■ **Task objective**: Pick out every line with the word "index" and copy it.
--- BEGIN Recorded data ---
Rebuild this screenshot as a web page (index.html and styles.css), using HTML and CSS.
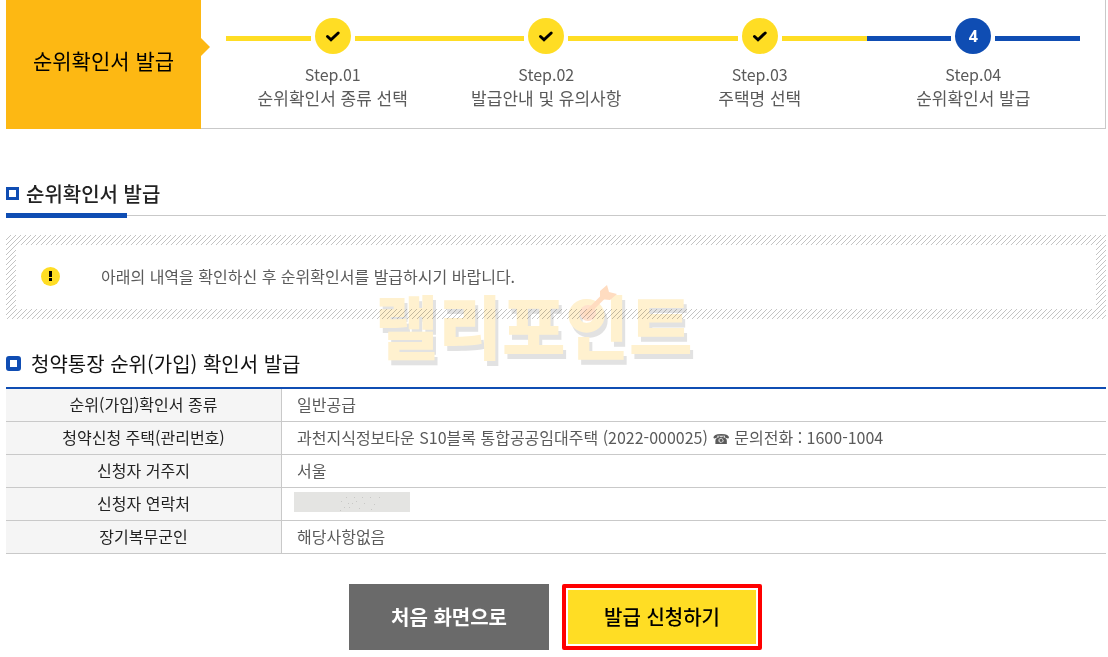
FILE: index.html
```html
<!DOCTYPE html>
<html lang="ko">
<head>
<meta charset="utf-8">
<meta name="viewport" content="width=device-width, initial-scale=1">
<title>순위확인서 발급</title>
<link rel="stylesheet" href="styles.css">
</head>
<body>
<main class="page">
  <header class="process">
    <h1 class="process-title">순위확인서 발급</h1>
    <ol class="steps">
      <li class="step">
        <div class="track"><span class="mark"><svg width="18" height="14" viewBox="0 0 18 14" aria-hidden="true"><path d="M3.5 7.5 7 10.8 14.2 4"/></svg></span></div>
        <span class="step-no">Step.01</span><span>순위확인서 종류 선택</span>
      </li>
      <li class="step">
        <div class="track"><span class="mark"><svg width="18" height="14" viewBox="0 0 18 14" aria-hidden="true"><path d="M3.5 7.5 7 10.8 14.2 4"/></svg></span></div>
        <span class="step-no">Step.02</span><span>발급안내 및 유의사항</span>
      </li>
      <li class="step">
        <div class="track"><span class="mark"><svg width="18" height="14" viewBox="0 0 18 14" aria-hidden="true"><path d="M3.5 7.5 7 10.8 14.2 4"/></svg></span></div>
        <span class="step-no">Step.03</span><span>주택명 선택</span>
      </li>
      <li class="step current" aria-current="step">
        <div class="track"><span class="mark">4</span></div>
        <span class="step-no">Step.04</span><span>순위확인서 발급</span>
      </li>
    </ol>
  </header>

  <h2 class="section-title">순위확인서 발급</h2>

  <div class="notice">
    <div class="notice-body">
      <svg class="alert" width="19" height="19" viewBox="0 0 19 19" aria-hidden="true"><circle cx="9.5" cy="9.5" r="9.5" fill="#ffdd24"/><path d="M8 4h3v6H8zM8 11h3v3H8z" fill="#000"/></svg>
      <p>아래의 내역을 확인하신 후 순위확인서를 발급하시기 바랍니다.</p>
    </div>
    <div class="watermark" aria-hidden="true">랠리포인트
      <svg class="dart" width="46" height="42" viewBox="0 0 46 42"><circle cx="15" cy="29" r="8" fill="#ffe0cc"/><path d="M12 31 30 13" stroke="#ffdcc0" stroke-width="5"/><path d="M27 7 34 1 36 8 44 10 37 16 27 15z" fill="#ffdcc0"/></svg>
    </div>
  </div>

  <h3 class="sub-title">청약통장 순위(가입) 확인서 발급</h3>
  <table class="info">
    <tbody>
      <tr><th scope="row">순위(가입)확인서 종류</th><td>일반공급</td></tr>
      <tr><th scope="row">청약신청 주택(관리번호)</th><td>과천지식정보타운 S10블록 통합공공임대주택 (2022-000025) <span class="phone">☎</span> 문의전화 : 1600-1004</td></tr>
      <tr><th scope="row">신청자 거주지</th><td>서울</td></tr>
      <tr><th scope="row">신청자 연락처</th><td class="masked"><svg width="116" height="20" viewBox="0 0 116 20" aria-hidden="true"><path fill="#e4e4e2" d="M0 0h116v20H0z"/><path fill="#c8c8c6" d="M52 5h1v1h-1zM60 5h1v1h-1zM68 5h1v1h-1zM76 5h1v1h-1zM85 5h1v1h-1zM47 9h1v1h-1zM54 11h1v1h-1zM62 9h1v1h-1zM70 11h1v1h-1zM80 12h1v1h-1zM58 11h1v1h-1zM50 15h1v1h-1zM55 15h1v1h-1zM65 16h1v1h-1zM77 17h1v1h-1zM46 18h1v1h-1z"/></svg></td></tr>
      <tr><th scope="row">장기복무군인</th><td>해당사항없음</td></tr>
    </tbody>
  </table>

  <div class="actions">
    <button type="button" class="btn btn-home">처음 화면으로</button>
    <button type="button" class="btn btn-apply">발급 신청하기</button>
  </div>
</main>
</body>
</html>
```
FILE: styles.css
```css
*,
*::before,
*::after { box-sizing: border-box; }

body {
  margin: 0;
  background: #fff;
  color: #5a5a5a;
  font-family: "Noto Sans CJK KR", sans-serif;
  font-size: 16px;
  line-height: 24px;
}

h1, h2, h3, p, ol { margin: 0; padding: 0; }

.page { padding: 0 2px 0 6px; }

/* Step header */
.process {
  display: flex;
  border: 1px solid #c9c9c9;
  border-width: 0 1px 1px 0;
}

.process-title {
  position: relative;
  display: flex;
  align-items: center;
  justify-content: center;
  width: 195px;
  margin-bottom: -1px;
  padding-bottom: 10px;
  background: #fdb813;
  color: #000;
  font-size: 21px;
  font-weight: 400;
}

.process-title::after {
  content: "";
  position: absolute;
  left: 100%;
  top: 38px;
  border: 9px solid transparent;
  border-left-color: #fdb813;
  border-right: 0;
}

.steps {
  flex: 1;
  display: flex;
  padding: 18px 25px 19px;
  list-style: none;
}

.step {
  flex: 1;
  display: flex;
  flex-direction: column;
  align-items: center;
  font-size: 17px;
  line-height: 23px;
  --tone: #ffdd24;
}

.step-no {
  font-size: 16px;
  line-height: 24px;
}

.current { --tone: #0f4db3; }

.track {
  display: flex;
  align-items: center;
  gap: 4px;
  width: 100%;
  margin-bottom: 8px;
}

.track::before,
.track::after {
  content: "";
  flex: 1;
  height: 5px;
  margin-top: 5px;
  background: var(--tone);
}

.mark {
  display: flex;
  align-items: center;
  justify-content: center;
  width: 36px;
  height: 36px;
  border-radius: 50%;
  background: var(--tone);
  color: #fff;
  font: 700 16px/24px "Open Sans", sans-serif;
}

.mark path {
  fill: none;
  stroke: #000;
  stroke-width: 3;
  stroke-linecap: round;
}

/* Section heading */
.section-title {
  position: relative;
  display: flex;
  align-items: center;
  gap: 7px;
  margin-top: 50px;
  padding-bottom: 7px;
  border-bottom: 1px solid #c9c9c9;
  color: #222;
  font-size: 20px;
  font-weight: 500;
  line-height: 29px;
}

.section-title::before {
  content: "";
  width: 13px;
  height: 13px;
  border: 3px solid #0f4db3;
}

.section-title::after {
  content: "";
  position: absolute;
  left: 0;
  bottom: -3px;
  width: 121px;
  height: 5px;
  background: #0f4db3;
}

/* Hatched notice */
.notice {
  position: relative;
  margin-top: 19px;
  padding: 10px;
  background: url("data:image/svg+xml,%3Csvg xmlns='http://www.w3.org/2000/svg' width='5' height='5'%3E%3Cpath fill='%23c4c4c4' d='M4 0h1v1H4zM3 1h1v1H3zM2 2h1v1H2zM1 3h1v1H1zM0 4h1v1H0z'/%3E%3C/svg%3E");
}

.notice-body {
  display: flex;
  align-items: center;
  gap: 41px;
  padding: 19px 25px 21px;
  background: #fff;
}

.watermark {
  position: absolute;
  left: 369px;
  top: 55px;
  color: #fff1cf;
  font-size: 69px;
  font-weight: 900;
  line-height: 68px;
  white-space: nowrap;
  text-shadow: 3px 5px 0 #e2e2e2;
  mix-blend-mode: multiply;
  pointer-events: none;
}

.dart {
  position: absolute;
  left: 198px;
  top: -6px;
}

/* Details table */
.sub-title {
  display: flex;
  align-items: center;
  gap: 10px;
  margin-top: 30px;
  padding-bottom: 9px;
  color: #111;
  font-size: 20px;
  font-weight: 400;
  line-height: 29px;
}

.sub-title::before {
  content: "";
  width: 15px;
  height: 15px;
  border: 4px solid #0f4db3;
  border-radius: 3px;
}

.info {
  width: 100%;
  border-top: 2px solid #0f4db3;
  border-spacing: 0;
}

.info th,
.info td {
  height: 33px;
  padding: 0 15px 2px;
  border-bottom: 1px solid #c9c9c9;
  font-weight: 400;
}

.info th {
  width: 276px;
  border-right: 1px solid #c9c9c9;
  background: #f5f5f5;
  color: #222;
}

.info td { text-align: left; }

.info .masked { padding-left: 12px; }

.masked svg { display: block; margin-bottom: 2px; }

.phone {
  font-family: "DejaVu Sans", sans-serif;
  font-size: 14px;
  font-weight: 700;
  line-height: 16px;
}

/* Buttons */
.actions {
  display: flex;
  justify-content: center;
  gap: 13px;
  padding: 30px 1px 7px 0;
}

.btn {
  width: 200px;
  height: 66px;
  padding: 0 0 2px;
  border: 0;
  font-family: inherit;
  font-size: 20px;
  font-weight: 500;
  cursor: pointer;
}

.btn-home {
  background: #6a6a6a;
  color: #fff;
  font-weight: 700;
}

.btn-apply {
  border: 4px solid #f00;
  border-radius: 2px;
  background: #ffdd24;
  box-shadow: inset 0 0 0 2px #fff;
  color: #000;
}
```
--- END Recorded data ---
■ **Answer in full**:
Rebuild this screenshot as a web page (index.html and styles.css), using HTML and CSS.
FILE: index.html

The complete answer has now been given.